WHAT YOU ARE ASKED TO DO:
Only the lines from the one containing "Reproduce this table" through the end of the entries should be returned, exactly as they are, with the pictures omitted.

DATA:
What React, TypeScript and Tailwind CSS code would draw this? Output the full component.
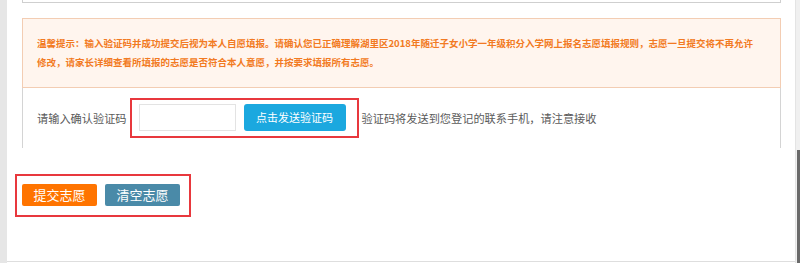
import React from 'react';

const cjk = { fontFamily: '"Microsoft YaHei", "Noto Sans CJK SC", "Noto Sans", sans-serif' };

export default function App() {
  return (
    <div className="flex h-[263px] w-[800px] overflow-hidden bg-white" style={cjk}>
      <div className="w-[7px] shrink-0 bg-[#e6e6e6]" />

      <main className="flex h-[262px] flex-1 flex-col border-b border-[#dedede]">
        {/* previous section, cut off at the top */}
        <div className="mx-[14px] ml-[15px] h-[3px] border-x border-b border-[#cfcfcf]" />

        {/* notice */}
        <div className="mx-[14px] ml-[15px] mt-[15px] whitespace-nowrap border border-[#f3cdb3] bg-[#fff5ee] py-[15px] pl-[14px] text-[9.5px] font-bold leading-[19px] text-[#f27a22]">
          温馨提示：输入验证码并成功提交后视为本人自愿填报。请确认您已正确理解湖里区2018年随迁子女小学一年级积分入学网上报名志愿填报规则，志愿一旦提交将不再允许
          <br />
          修改，请家长详细查看所填报的志愿是否符合本人意愿，并按要求填报所有志愿。
        </div>

        {/* verification row */}
        <div className="mx-[14px] ml-[15px] flex items-center border-x border-[#d4d4d4] py-[10px] pl-[14px] text-[11.2px] text-[#5a5a5a]">
          <span>请输入确认验证码</span>
          <div className="ml-[3px] flex items-center gap-[8px] border-2 border-[#e8383d] pb-[5px] pl-[7px] pr-[11px] pt-[4px]">
            <input className="h-[27px] w-[97px] border border-[#e3e3e3] bg-white px-2 outline-none" />
            <button className="h-[27px] w-[102px] rounded-[3px] bg-[#1ba8df] text-[11px] text-white">
              点击发送验证码
            </button>
          </div>
          <span className="ml-[3px]">验证码将发送到您登记的联系手机，请注意接收</span>
        </div>

        {/* actions */}
        <div className="ml-[8px] mt-[26px] flex w-fit gap-[8px] border-2 border-[#e8383d] pb-[9px] pl-[5px] pr-[9px] pt-[8px]">
          <button className="h-[22px] w-[75px] rounded-[2px] bg-[#ff7400] text-[13px] text-white">提交志愿</button>
          <button className="h-[22px] w-[75px] rounded-[2px] bg-[#4a8aa8] text-[13px] text-white">清空志愿</button>
        </div>
      </main>

      <div className="relative w-[5px] shrink-0 border-l border-[#e4e4e4] bg-[#f0f0f0]">
        <div className="absolute bottom-0 right-0 top-[150px] w-[3px] bg-[#6a6a6a]" />
      </div>
    </div>
  );
}
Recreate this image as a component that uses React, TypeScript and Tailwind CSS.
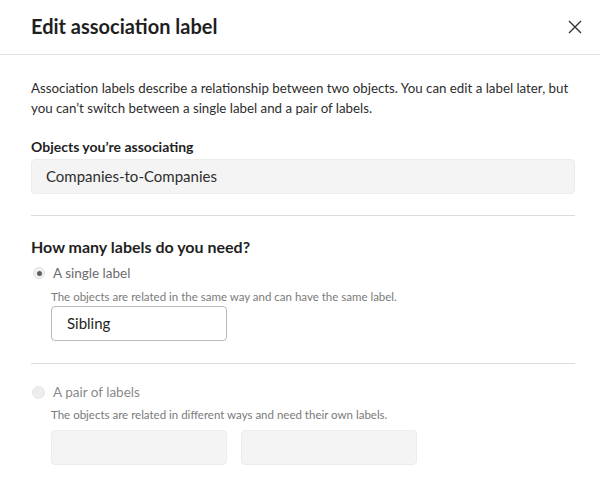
export default function App() {
  return (
    <div className="w-[600px] h-[478px] overflow-hidden bg-white text-[#2d2d2d]" style={{ fontFamily: 'Lato, "Noto Sans", sans-serif' }}>
      {/* Header */}
      <div className="h-[55px] border-b border-[#e3e3e3] flex items-center justify-between pl-[31px] pr-[13px]">
        <h1 className="text-[20px] font-bold text-[#1f1f1f] leading-none pb-[2px]">Edit association label</h1>
        <button className="w-[24px] h-[24px] flex items-center justify-center text-[#333]" aria-label="Close">
          <svg width="14" height="14" viewBox="0 0 14 14" fill="none" stroke="currentColor" strokeWidth="1.4">
            <path d="M1 1 L13 13 M13 1 L1 13" />
          </svg>
        </button>
      </div>

      <div className="px-[31px] pr-[25px]">
        <p className="mt-[23px] text-[13.3px] leading-[20px] text-[#2d2d2d]">
          Association labels describe a relationship between two objects. You can edit a label later, but you can’t switch between a single label and a pair of labels.
        </p>

        <div className="mt-[19px] text-[14px] font-bold leading-[20px] text-[#1f1f1f]">Objects you’re associating</div>
        <div className="mt-[2px] h-[35px] rounded-[4px] bg-[#f4f4f4] border border-[#ececec] flex items-center px-[14px] text-[15px] text-[#2d2d2d]">
          Companies-to-Companies
        </div>

        <div className="mt-[21px] border-t border-[#dcdcdc]" />

        <div className="mt-[20px] text-[16px] font-bold leading-[22px] text-[#1f1f1f]">How many labels do you need?</div>

        <div className="mt-[5px] flex items-center gap-[8px] pl-[2px]">
          <span className="w-[12px] h-[12px] rounded-full bg-[#f0f0f0] border border-[#e2e2e2] flex items-center justify-center">
            <span className="w-[5px] h-[5px] rounded-full bg-[#5e5e5e]" />
          </span>
          <span className="text-[13.5px] text-[#6b6b6b] leading-[20px]">A single label</span>
        </div>
        <div className="pl-[20px]">
          <div className="mt-[6px] text-[11.5px] text-[#7a7a7a] leading-[16px]">The objects are related in the same way and can have the same label.</div>
          <div className="mt-[1px] w-[176px] h-[35px] rounded-[4px] border border-[#b9b9b9] flex items-center px-[15px] text-[15px] text-[#1f1f1f]">
            Sibling
          </div>
        </div>

        <div className="mt-[22px] border-t border-[#dcdcdc]" />

        <div className="mt-[18px] flex items-center gap-[8px] pl-[1px]">
          <span className="w-[13px] h-[13px] rounded-full bg-[#ededed] border border-[#e6e6e6]" />
          <span className="text-[13.5px] text-[#8a8a8a] leading-[20px]">A pair of labels</span>
        </div>
        <div className="pl-[20px]">
          <div className="mt-[5px] text-[11.5px] text-[#7a7a7a] leading-[16px]">The objects are related in different ways and need their own labels.</div>
          <div className="mt-[7px] flex gap-[14px]">
            <div className="w-[176px] h-[35px] rounded-[4px] bg-[#f4f4f4] border border-[#ececec]" />
            <div className="w-[176px] h-[35px] rounded-[4px] bg-[#f4f4f4] border border-[#ececec]" />
          </div>
        </div>
      </div>
    </div>
  );
}
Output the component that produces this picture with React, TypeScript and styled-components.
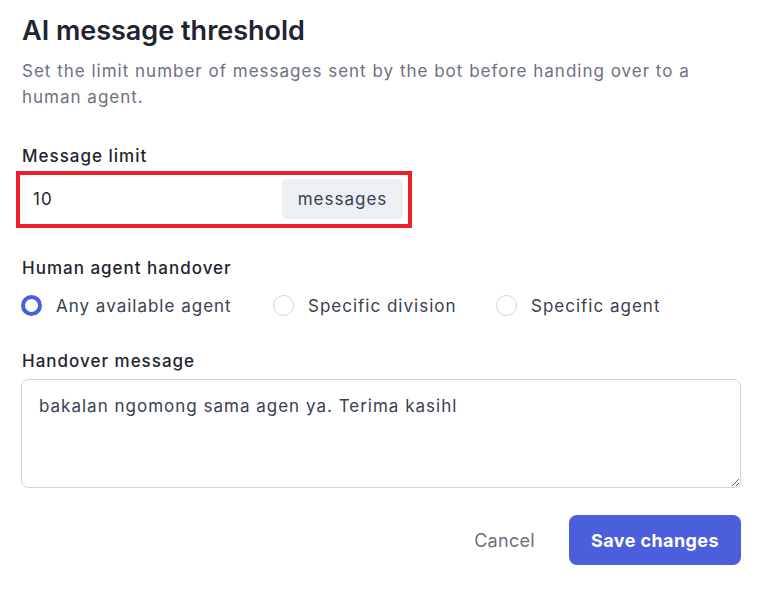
import React, { useState } from "react";
import styled, { createGlobalStyle } from "styled-components";

const Global = createGlobalStyle`
  html, body { margin: 0; padding: 0; background: #ffffff; }
  body { font-family: Inter, "Noto Sans", sans-serif; color: #1f2937; }
  * { box-sizing: border-box; }
`;

const Panel = styled.div`
  width: 762px;
  padding: 14px 0 0 21px;
  display: flex;
  flex-direction: column;
`;

const Title = styled.h1`
  margin: 0;
  font-size: 27px;
  line-height: 34px;
  font-weight: 600;
  color: #1f2530;
  padding-left: 1px;
`;

const Subtitle = styled.p`
  margin: 10px 0 0;
  font-size: 17px;
  line-height: 26px;
  letter-spacing: 1px;
  color: #6b7280;
  padding-left: 1px;
  max-width: 700px;
`;

const Field = styled.div<{ $top: number }>`
  margin-top: ${(p) => p.$top}px;
  display: flex;
  flex-direction: column;
`;

const Label = styled.label`
  font-size: 17px;
  line-height: 24px;
  font-weight: 500;
  letter-spacing: 1px;
  color: #1f2530;
  padding-left: 1px;
`;

const Highlight = styled.div`
  margin-top: 3px;
  margin-left: -5px;
  width: 396px;
  height: 57px;
  border: 4px solid #ee1f2b;
  padding: 4px 5px 5px 4px;
  display: flex;
  align-items: stretch;
`;

const InputGroup = styled.div`
  flex: 1;
  min-width: 0;
  display: flex;
  align-items: center;
  background: #fff;
`;

const NumberInput = styled.input`
  flex: 1;
  min-width: 0;
  width: 0;
  border: none;
  outline: none;
  font-family: inherit;
  font-size: 17px;
  letter-spacing: 1px;
  color: #1f2530;
  padding: 0 0 0 9px;
  background: transparent;
`;

const Addon = styled.span`
  flex: none;
  width: 121px;
  height: 40px;
  background: #edf0f3;
  border-radius: 5px;
  display: flex;
  align-items: center;
  justify-content: center;
  font-size: 17px;
  letter-spacing: 1px;
  color: #374151;
`;

const RadioRow = styled.div`
  margin-top: 15px;
  display: flex;
  align-items: center;
`;

const RadioOption = styled.label<{ $w: number }>`
  width: ${(p) => p.$w}px;
  display: flex;
  align-items: center;
  gap: 14px;
  font-size: 17px;
  letter-spacing: 1px;
  color: #374151;
  cursor: pointer;
`;

const RadioDot = styled.span<{ $on: boolean }>`
  width: 21px;
  height: 21px;
  border-radius: 50%;
  border: ${(p) => (p.$on ? "4.5px solid #4b5fdd" : "1.5px solid #d1d5db")};
  background: #fff;
  flex: none;
`;

const TextArea = styled.textarea`
  margin-top: 6px;
  width: 720px;
  height: 109px;
  border: 1px solid #d1d5db;
  border-radius: 7px;
  padding: 14px 17px;
  font-family: inherit;
  font-size: 17px;
  line-height: 24px;
  letter-spacing: 1px;
  color: #374151;
  outline: none;
`;

const Footer = styled.div`
  margin-top: 27px;
  width: 720px;
  display: flex;
  justify-content: flex-end;
  align-items: center;
  gap: 34px;
`;

const CancelButton = styled.button`
  border: none;
  background: none;
  font-family: inherit;
  font-size: 18px;
  letter-spacing: 0.3px;
  color: #6b7280;
  padding: 0;
  cursor: pointer;
`;

const SaveButton = styled.button`
  width: 172px;
  height: 50px;
  border: none;
  border-radius: 8px;
  background: #4b5fdd;
  color: #fff;
  font-family: inherit;
  font-size: 18px;
  font-weight: 700;
  letter-spacing: 0.4px;
  cursor: pointer;
`;

const options = [
  { label: "Any available agent", w: 252 },
  { label: "Specific division", w: 223 },
  { label: "Specific agent", w: 200 },
];

export default function App() {
  const [sel, setSel] = useState(0);
  return (
    <>
      <Global />
      <Panel>
        <Title>AI message threshold</Title>
        <Subtitle>
          Set the limit number of messages sent by the bot before handing over to a human agent.
        </Subtitle>
        <Field $top={34}>
          <Label>Message limit</Label>
          <Highlight>
            <InputGroup>
              <NumberInput defaultValue="10" />
              <Addon>messages</Addon>
            </InputGroup>
          </Highlight>
        </Field>
        <Field $top={28}>
          <Label>Human agent handover</Label>
          <RadioRow>
            {options.map((o, i) => (
              <RadioOption key={o.label} $w={o.w} onClick={() => setSel(i)}>
                <RadioDot $on={sel === i} />
                {o.label}
              </RadioOption>
            ))}
          </RadioRow>
        </Field>
        <Field $top={33}>
          <Label>Handover message</Label>
          <TextArea defaultValue="bakalan ngomong sama agen ya. Terima kasihl" />
        </Field>
        <Footer>
          <CancelButton>Cancel</CancelButton>
          <SaveButton>Save changes</SaveButton>
        </Footer>
      </Panel>
    </>
  );
}
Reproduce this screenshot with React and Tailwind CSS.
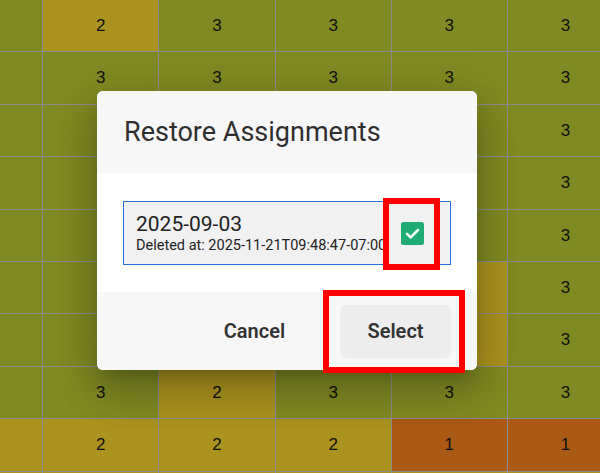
import React from 'react'

// cell colours of the heat grid
const tone = {
  o: 'bg-[#808a22]',
  y: 'bg-[#ab931f]',
  r: 'bg-[#aa5a14]',
}

// values under the dialog are not shown
const rows = [
  ['o', 'y2', 'o3', 'o3', 'o3', 'o3'],
  ['o', 'o3', 'o3', 'o3', 'o3', 'o3'],
  ['o', 'o', 'o', 'o', 'o', 'o3'],
  ['o', 'o', 'o', 'o', 'o', 'o3'],
  ['o', 'o', 'o', 'o', 'o', 'o3'],
  ['o', 'o', 'o', 'o', 'y', 'o3'],
  ['o', 'o', 'o', 'o', 'y', 'o3'],
  ['o', 'o3', 'y2', 'o3', 'o3', 'o3'],
  ['y', 'y2', 'y2', 'y2', 'r1', 'r1'],
  ['y', 'y', 'y', 'y', 'y', 'y'],
]

function Grid() {
  return (
    <div className="grid grid-cols-[repeat(6,115.2px)] auto-rows-[51.4px] gap-px bg-[#8c8c8c] ml-[-73px] w-max">
      {rows.flatMap((row, r) =>
        row.map((cell, c) => (
          <div
            key={`${r}-${c}`}
            className={`${tone[cell[0]]} flex items-center justify-center text-[17px] text-[#111] font-['Liberation_Sans',Arial,sans-serif]`}
          >
            {cell.slice(1)}
          </div>
        ))
      )}
    </div>
  )
}

function CheckIcon() {
  return (
    <svg width="23" height="23" viewBox="0 0 23 23" className="shrink-0">
      <rect x="0" y="0" width="23" height="23" rx="2.5" fill="#1fab74" />
      <path d="M6 11.8l3.6 3.6L17 8" fill="none" stroke="#fff" strokeWidth="2.6" strokeLinecap="round" strokeLinejoin="round" />
    </svg>
  )
}

export default function App() {
  return (
    <div className="relative w-[600px] h-[473px] overflow-hidden bg-[#8c8c8c] font-['Roboto',sans-serif]">
      <Grid />

      {/* Dialog */}
      <div className="absolute left-[97px] top-[91px] w-[380px] rounded-[6px] overflow-hidden bg-white shadow-[0_11px_15px_-7px_rgba(0,0,0,0.2),0_24px_38px_3px_rgba(0,0,0,0.14),0_9px_46px_8px_rgba(0,0,0,0.12)]">
        <div className="h-[82px] bg-[#f7f7f7] flex items-center px-[27px]">
          <h2 className="text-[27px] text-[#2f2f2f] leading-none">Restore Assignments</h2>
        </div>

        <div className="px-[26px] pt-[28px] pb-[27px]">
          <div className="h-[64px] border border-[#2a72d4] bg-[#f1f1f1] flex items-center pl-[12px] pr-[26px]">
            <div className="flex-1 min-w-0 pt-[2px]">
              <div className="text-[21px] leading-[24px] text-[#222]">2025-09-03</div>
              <div className="text-[14.5px] leading-[20px] text-[#222] whitespace-nowrap">
                Deleted at: 2025-11-21T09:48:47-07:00
              </div>
            </div>
            <CheckIcon />
          </div>
        </div>

        <div className="h-[78px] bg-[#f7f7f7] flex items-center justify-end gap-[30px] px-[26px]">
          <button className="w-[111px] h-[53px] rounded-[6px] text-[20px] font-semibold text-[#333]">
            Cancel
          </button>
          <button className="w-[111px] h-[53px] rounded-[6px] bg-[#ededed] text-[20px] font-semibold text-[#333]">
            Select
          </button>
        </div>
      </div>

      {/* Red annotation boxes */}
      <div className="absolute left-[383px] top-[198px] w-[57px] h-[72px] border-[6px] border-[#ff0000]" />
      <div className="absolute left-[323px] top-[290px] w-[142px] h-[83px] border-[6px] border-[#ff0000]" />
    </div>
  )
}
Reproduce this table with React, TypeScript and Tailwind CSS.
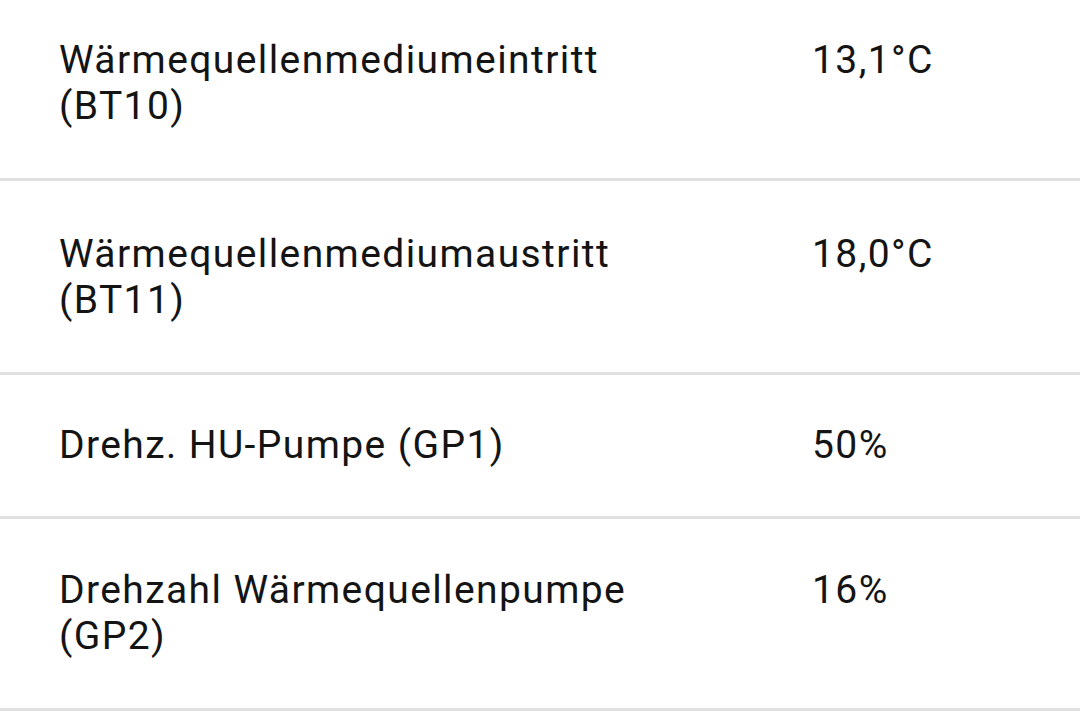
const rows = [
  { label: "Wärmequellenmediumeintritt (BT10)", value: "13,1°C", pad: "pt-[37px] pb-[49px]" },
  { label: "Wärmequellenmediumaustritt (BT11)", value: "18,0°C", pad: "pt-[50px] pb-[49px]" },
  { label: "Drehz. HU-Pumpe (GP1)", value: "50%", pad: "pt-[47px] pb-[48px]" },
  { label: "Drehzahl Wärmequellenpumpe (GP2)", value: "16%", pad: "pt-[48px] pb-[49px]" },
];

export default function App() {
  return (
    <div
      className="w-[1080px] h-[722px] overflow-hidden bg-white text-[#141414]"
      style={{ fontFamily: "Roboto, 'Noto Sans', sans-serif" }}
    >
      {rows.map((r) => (
        <div
          key={r.label}
          className={
            "flex border-b-[3px] border-[#e0e0e0] pl-[59px] text-[39px] leading-[46px] tracking-[1.4px] " +
            r.pad
          }
        >
          <div className="w-[753px] shrink-0 pr-[130px]">{r.label}</div>
          <div>{r.value}</div>
        </div>
      ))}
    </div>
  );
}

FINISHED TASK:
Reproduce this table with React, TypeScript and Tailwind CSS.
const rows = [
  { label: "Wärmequellenmediumeintritt (BT10)", value: "13,1°C", pad: "pt-[37px] pb-[49px]" },
  { label: "Wärmequellenmediumaustritt (BT11)", value: "18,0°C", pad: "pt-[50px] pb-[49px]" },
  { label: "Drehz. HU-Pumpe (GP1)", value: "50%", pad: "pt-[47px] pb-[48px]" },
  { label: "Drehzahl Wärmequellenpumpe (GP2)", value: "16%", pad: "pt-[48px] pb-[49px]" },
];

export default function App() {
  return (
    <div
      className="w-[1080px] h-[722px] overflow-hidden bg-white text-[#141414]"
      style={{ fontFamily: "Roboto, 'Noto Sans', sans-serif" }}
    >
      {rows.map((r) => (
        <div
          key={r.label}
          className={
            "flex border-b-[3px] border-[#e0e0e0] pl-[59px] text-[39px] leading-[46px] tracking-[1.4px] " +
            r.pad
          }
        >
          <div className="w-[753px] shrink-0 pr-[130px]">{r.label}</div>
          <div>{r.value}</div>
        </div>
      ))}
    </div>
  );
}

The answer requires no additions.